**MATERIAL PROVIDED**:
- - -

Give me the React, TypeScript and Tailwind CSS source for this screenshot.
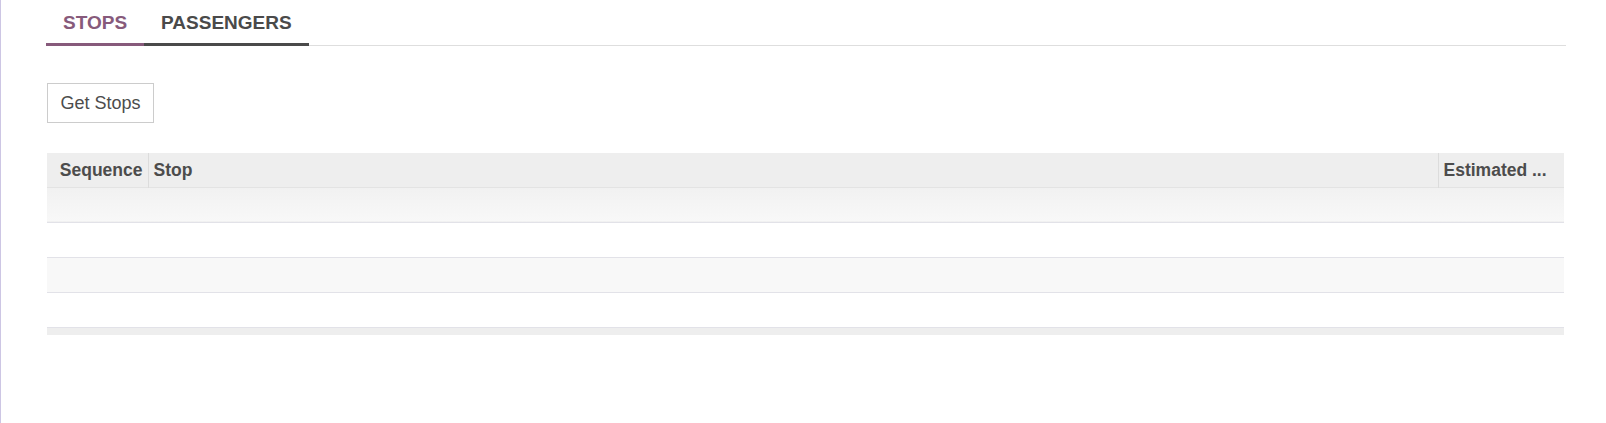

- - -

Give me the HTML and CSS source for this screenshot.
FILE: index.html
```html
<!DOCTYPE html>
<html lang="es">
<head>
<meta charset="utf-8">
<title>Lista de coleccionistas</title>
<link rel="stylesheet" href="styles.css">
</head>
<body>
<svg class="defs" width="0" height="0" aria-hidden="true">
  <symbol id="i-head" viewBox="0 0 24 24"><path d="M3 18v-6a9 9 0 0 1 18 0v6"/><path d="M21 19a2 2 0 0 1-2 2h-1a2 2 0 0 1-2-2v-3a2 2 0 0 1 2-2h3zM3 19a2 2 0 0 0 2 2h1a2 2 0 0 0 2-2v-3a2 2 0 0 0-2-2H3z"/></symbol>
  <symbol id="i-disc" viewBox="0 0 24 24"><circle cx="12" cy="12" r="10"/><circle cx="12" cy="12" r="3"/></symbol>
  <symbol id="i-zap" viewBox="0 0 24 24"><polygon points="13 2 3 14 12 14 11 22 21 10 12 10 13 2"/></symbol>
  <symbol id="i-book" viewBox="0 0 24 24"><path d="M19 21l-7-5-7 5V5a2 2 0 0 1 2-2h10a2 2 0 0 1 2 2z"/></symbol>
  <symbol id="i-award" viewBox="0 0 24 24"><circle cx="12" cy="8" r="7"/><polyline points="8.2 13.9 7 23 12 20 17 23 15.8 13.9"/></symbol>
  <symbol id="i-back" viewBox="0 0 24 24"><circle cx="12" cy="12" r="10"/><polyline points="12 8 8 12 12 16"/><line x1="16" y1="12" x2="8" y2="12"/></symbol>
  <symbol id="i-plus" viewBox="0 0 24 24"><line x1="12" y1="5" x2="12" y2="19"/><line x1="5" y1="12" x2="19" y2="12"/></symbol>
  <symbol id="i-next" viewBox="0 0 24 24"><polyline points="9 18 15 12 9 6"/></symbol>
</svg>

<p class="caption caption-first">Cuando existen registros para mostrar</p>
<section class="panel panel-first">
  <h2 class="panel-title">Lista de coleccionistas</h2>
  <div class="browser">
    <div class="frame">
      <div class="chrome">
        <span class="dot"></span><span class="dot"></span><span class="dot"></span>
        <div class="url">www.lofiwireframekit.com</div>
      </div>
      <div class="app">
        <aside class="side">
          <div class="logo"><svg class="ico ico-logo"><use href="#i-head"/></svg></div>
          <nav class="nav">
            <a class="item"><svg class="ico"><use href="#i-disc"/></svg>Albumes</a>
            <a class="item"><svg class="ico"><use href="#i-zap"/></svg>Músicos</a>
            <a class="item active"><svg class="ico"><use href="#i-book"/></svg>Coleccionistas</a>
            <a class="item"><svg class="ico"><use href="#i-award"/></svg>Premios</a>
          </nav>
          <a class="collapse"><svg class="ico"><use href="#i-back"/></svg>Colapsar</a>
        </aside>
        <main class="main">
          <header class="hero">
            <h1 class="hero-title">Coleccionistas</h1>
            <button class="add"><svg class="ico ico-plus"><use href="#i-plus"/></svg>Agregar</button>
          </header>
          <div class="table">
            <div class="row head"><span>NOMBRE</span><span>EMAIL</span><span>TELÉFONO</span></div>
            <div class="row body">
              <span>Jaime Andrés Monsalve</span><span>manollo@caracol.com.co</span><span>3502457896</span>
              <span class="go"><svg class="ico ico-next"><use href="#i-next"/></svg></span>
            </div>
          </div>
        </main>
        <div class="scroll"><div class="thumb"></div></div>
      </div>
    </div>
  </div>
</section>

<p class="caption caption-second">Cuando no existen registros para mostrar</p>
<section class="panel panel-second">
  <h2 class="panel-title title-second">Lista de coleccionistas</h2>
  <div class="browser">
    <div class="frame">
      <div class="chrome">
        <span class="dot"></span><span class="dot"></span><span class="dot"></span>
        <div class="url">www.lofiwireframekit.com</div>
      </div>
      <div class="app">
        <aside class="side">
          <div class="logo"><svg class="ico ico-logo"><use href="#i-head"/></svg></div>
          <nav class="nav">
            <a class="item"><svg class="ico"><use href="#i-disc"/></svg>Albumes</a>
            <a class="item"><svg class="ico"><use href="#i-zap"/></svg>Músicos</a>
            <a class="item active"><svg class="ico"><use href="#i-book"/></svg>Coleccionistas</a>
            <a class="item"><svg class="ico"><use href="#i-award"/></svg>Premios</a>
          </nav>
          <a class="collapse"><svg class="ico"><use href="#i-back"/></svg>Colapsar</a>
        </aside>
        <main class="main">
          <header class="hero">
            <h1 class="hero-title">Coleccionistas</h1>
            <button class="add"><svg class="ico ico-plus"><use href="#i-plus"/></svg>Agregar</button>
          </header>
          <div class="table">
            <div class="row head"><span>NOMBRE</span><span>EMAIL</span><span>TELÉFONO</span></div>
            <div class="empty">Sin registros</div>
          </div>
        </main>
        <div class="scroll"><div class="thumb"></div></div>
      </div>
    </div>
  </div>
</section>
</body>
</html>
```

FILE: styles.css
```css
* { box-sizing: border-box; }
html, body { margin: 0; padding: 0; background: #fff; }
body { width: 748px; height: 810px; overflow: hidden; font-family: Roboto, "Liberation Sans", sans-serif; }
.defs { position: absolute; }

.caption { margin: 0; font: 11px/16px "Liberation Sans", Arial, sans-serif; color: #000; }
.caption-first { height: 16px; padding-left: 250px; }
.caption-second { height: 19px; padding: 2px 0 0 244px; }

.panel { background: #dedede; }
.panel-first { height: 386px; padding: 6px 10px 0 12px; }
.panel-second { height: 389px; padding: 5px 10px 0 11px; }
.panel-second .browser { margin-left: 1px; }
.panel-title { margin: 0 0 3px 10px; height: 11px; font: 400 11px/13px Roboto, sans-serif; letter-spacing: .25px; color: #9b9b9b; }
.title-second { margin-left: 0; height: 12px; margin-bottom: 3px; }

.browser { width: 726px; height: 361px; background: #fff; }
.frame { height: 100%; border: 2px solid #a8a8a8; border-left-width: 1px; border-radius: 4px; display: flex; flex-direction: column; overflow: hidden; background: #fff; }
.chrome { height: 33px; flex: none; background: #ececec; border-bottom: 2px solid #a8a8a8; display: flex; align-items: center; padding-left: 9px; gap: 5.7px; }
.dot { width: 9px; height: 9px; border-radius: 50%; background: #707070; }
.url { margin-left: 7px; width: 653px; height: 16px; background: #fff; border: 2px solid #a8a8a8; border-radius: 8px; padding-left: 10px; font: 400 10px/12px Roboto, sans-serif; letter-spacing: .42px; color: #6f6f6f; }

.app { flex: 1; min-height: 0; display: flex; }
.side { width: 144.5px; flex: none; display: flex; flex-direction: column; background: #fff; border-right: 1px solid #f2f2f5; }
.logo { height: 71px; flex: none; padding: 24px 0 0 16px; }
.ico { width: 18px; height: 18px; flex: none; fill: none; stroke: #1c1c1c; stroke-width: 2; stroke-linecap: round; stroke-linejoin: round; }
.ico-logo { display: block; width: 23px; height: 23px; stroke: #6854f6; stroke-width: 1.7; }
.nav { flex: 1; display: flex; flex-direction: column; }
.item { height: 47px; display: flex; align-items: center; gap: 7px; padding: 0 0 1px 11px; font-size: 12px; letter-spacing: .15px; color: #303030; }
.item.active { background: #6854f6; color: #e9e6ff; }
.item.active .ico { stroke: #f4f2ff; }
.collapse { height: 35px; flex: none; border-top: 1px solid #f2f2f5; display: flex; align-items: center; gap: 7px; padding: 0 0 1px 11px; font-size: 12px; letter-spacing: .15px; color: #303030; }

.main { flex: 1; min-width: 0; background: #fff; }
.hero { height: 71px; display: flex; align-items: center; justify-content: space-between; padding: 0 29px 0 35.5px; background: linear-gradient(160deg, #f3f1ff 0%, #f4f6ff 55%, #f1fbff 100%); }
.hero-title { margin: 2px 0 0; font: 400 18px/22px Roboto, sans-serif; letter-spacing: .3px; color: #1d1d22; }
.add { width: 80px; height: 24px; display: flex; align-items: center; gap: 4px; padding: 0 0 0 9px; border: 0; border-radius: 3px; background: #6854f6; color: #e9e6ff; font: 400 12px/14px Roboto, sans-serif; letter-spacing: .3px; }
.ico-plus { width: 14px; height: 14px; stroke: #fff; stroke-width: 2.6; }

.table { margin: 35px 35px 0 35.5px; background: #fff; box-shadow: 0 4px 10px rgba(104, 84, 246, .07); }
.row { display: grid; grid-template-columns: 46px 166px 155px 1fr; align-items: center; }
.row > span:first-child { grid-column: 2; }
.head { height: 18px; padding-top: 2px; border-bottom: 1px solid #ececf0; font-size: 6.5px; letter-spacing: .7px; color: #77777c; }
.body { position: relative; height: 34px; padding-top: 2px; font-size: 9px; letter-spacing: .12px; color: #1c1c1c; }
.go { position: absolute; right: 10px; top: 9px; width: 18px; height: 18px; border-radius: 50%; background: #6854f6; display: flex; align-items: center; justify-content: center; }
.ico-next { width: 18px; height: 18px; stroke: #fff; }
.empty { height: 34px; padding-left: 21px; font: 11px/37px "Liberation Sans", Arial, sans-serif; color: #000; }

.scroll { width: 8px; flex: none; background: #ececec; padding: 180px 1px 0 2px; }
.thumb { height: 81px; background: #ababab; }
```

- - -

**TASK DIRECTIONS**:
Filter the entries and copy out every line with the word "screenshot".

**TASK RESPONSE**:
Give me the React, TypeScript and Tailwind CSS source for this screenshot.
Give me the HTML and CSS source for this screenshot.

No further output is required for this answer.